Given information:
********
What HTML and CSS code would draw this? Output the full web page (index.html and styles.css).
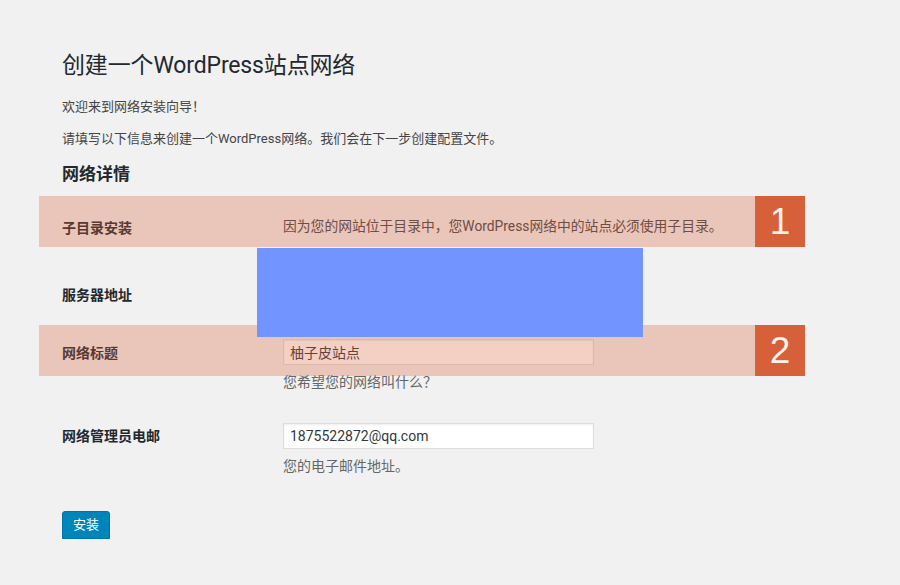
FILE: index.html
```html
<!DOCTYPE html>
<html lang="zh-CN">
<head>
<meta charset="utf-8">
<title>创建一个WordPress站点网络</title>
<link rel="stylesheet" href="styles.css">
</head>
<body>
<div class="wrap">
  <div class="head">
    <h1 class="title">创建一个WordPress站点网络</h1>
    <p class="intro">欢迎来到网络安装向导！</p>
    <p class="intro last">请填写以下信息来创建一个WordPress网络。我们会在下一步创建配置文件。</p>
    <h2 class="section">网络详情</h2>
  </div>
  <div class="form">
    <div class="row row-sub band">
      <div class="th">子目录安装</div>
      <div class="td"><span class="note">因为您的网站位于目录中，您WordPress网络中的站点必须使用子目录。</span></div>
      <div class="badge"><span class="badge-num">1</span></div>
    </div>
    <div class="row row-server">
      <div class="th">服务器地址</div>
      <div class="td"></div>
    </div>
    <div class="row row-title band">
      <div class="th">网络标题</div>
      <div class="td">
        <input class="field" type="text" value="柚子皮站点">
        <p class="desc">您希望您的网络叫什么？</p>
      </div>
      <div class="badge"><span class="badge-num">2</span></div>
    </div>
    <div class="row row-email">
      <div class="th">网络管理员电邮</div>
      <div class="td">
        <input class="field" type="text" value="1875522872@qq.com">
        <p class="desc">您的电子邮件地址。</p>
      </div>
    </div>
    <div class="redact"></div>
  </div>
  <div class="actions">
    <button class="button-primary" type="button">安装</button>
  </div>
</div>
</body>
</html>
```

FILE: styles.css
```css
html, body {
  margin: 0;
  padding: 0;
  background: #f1f1f1;
}
body {
  font-family: Roboto, "Noto Sans CJK SC", sans-serif;
  color: #444;
  font-size: 13px;
}
.wrap {
  margin-left: 39px;
  width: 766px;
  padding-top: 51px;
}
.head {
  padding-left: 23px;
}
.title {
  margin: 0 0 16px;
  font-size: 23px;
  font-weight: 400;
  line-height: 30px;
  letter-spacing: -0.15px;
  color: #23282d;
}
.intro {
  margin: 0 0 12px;
  font-size: 13px;
  line-height: 20px;
}
.intro.last {
  margin-bottom: 14px;
}
.section {
  margin: 0 0 11px;
  font-size: 17px;
  font-weight: 700;
  line-height: 22px;
  color: #23282d;
}
.form {
  position: relative;
}
.row {
  position: relative;
  display: flex;
}
.th {
  width: 221px;
  padding-left: 23px;
  flex: none;
  font-size: 14px;
  font-weight: 700;
  line-height: 18px;
  color: #23282d;
}
.td {
  flex: 1;
}
.row-sub {
  height: 51px;
}
.row-sub .th {
  padding-top: 23px;
}
.row-sub .td {
  padding-top: 21px;
}
.note {
  font-size: 13.8px;
  line-height: 18px;
  color: #444;
}
.row-server {
  height: 78px;
}
.row-server .th {
  padding-top: 39px;
}
.row-title .th {
  padding-top: 19px;
}
.row-title .td {
  padding-top: 14px;
  padding-bottom: 16px;
}
.row-email .th {
  padding-top: 19px;
}
.row-email .td {
  padding-top: 15px;
}
.field {
  display: block;
  box-sizing: border-box;
  width: 311px;
  height: 26px;
  margin: 0;
  padding: 2px 6px;
  border: 1px solid #ddd;
  box-shadow: inset 0 1px 2px rgba(0, 0, 0, 0.07);
  background: #fff;
  font-family: Roboto, "Noto Sans CJK SC", sans-serif;
  font-size: 14px;
  color: #32373c;
  outline: none;
}
.desc {
  margin: 8px 0 0;
  font-size: 14px;
  line-height: 19px;
  color: #666;
}
.band::after {
  content: "";
  position: absolute;
  left: 0;
  top: 0;
  width: 716px;
  height: 51px;
  background: rgba(214, 97, 58, 0.3);
  pointer-events: none;
}
.badge {
  position: absolute;
  right: 0;
  top: 0;
  width: 50px;
  height: 51px;
  background: #d5603a;
  display: flex;
  align-items: center;
  justify-content: center;
}
.badge-num {
  font-family: "Liberation Sans", sans-serif;
  font-size: 37px;
  line-height: 1;
  color: #fdf1ec;
}
.redact {
  position: absolute;
  left: 218px;
  top: 52px;
  width: 386px;
  height: 89px;
  background: #7294fe;
}
.actions {
  padding-left: 23px;
  margin-top: 35px;
}
.button-primary {
  box-sizing: border-box;
  height: 28px;
  margin: 0;
  padding: 0 10px;
  border: 1px solid #0073aa;
  border-radius: 3px;
  background: #0085ba;
  box-shadow: 0 1px 0 #006799;
  font-family: Roboto, "Noto Sans CJK SC", sans-serif;
  font-size: 13px;
  line-height: 26px;
  color: #fff;
}
```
********
Given problem: Write out each line again precisely as it appears, skipping every picture.

Problem solution:
What HTML and CSS code would draw this? Output the full web page (index.html and styles.css).
FILE: index.html
```html
<!DOCTYPE html>
<html lang="zh-CN">
<head>
<meta charset="utf-8">
<title>创建一个WordPress站点网络</title>
<link rel="stylesheet" href="styles.css">
</head>
<body>
<div class="wrap">
  <div class="head">
    <h1 class="title">创建一个WordPress站点网络</h1>
    <p class="intro">欢迎来到网络安装向导！</p>
    <p class="intro last">请填写以下信息来创建一个WordPress网络。我们会在下一步创建配置文件。</p>
    <h2 class="section">网络详情</h2>
  </div>
  <div class="form">
    <div class="row row-sub band">
      <div class="th">子目录安装</div>
      <div class="td"><span class="note">因为您的网站位于目录中，您WordPress网络中的站点必须使用子目录。</span></div>
      <div class="badge"><span class="badge-num">1</span></div>
    </div>
    <div class="row row-server">
      <div class="th">服务器地址</div>
      <div class="td"></div>
    </div>
    <div class="row row-title band">
      <div class="th">网络标题</div>
      <div class="td">
        <input class="field" type="text" value="柚子皮站点">
        <p class="desc">您希望您的网络叫什么？</p>
      </div>
      <div class="badge"><span class="badge-num">2</span></div>
    </div>
    <div class="row row-email">
      <div class="th">网络管理员电邮</div>
      <div class="td">
        <input class="field" type="text" value="1875522872@qq.com">
        <p class="desc">您的电子邮件地址。</p>
      </div>
    </div>
    <div class="redact"></div>
  </div>
  <div class="actions">
    <button class="button-primary" type="button">安装</button>
  </div>
</div>
</body>
</html>
```

FILE: styles.css
```css
html, body {
  margin: 0;
  padding: 0;
  background: #f1f1f1;
}
body {
  font-family: Roboto, "Noto Sans CJK SC", sans-serif;
  color: #444;
  font-size: 13px;
}
.wrap {
  margin-left: 39px;
  width: 766px;
  padding-top: 51px;
}
.head {
  padding-left: 23px;
}
.title {
  margin: 0 0 16px;
  font-size: 23px;
  font-weight: 400;
  line-height: 30px;
  letter-spacing: -0.15px;
  color: #23282d;
}
.intro {
  margin: 0 0 12px;
  font-size: 13px;
  line-height: 20px;
}
.intro.last {
  margin-bottom: 14px;
}
.section {
  margin: 0 0 11px;
  font-size: 17px;
  font-weight: 700;
  line-height: 22px;
  color: #23282d;
}
.form {
  position: relative;
}
.row {
  position: relative;
  display: flex;
}
.th {
  width: 221px;
  padding-left: 23px;
  flex: none;
  font-size: 14px;
  font-weight: 700;
  line-height: 18px;
  color: #23282d;
}
.td {
  flex: 1;
}
.row-sub {
  height: 51px;
}
.row-sub .th {
  padding-top: 23px;
}
.row-sub .td {
  padding-top: 21px;
}
.note {
  font-size: 13.8px;
  line-height: 18px;
  color: #444;
}
.row-server {
  height: 78px;
}
.row-server .th {
  padding-top: 39px;
}
.row-title .th {
  padding-top: 19px;
}
.row-title .td {
  padding-top: 14px;
  padding-bottom: 16px;
}
.row-email .th {
  padding-top: 19px;
}
.row-email .td {
  padding-top: 15px;
}
.field {
  display: block;
  box-sizing: border-box;
  width: 311px;
  height: 26px;
  margin: 0;
  padding: 2px 6px;
  border: 1px solid #ddd;
  box-shadow: inset 0 1px 2px rgba(0, 0, 0, 0.07);
  background: #fff;
  font-family: Roboto, "Noto Sans CJK SC", sans-serif;
  font-size: 14px;
  color: #32373c;
  outline: none;
}
.desc {
  margin: 8px 0 0;
  font-size: 14px;
  line-height: 19px;
  color: #666;
}
.band::after {
  content: "";
  position: absolute;
  left: 0;
  top: 0;
  width: 716px;
  height: 51px;
  background: rgba(214, 97, 58, 0.3);
  pointer-events: none;
}
.badge {
  position: absolute;
  right: 0;
  top: 0;
  width: 50px;
  height: 51px;
  background: #d5603a;
  display: flex;
  align-items: center;
  justify-content: center;
}
.badge-num {
  font-family: "Liberation Sans", sans-serif;
  font-size: 37px;
  line-height: 1;
  color: #fdf1ec;
}
.redact {
  position: absolute;
  left: 218px;
  top: 52px;
  width: 386px;
  height: 89px;
  background: #7294fe;
}
.actions {
  padding-left: 23px;
  margin-top: 35px;
}
.button-primary {
  box-sizing: border-box;
  height: 28px;
  margin: 0;
  padding: 0 10px;
  border: 1px solid #0073aa;
  border-radius: 3px;
  background: #0085ba;
  box-shadow: 0 1px 0 #006799;
  font-family: Roboto, "Noto Sans CJK SC", sans-serif;
  font-size: 13px;
  line-height: 26px;
  color: #fff;
}
```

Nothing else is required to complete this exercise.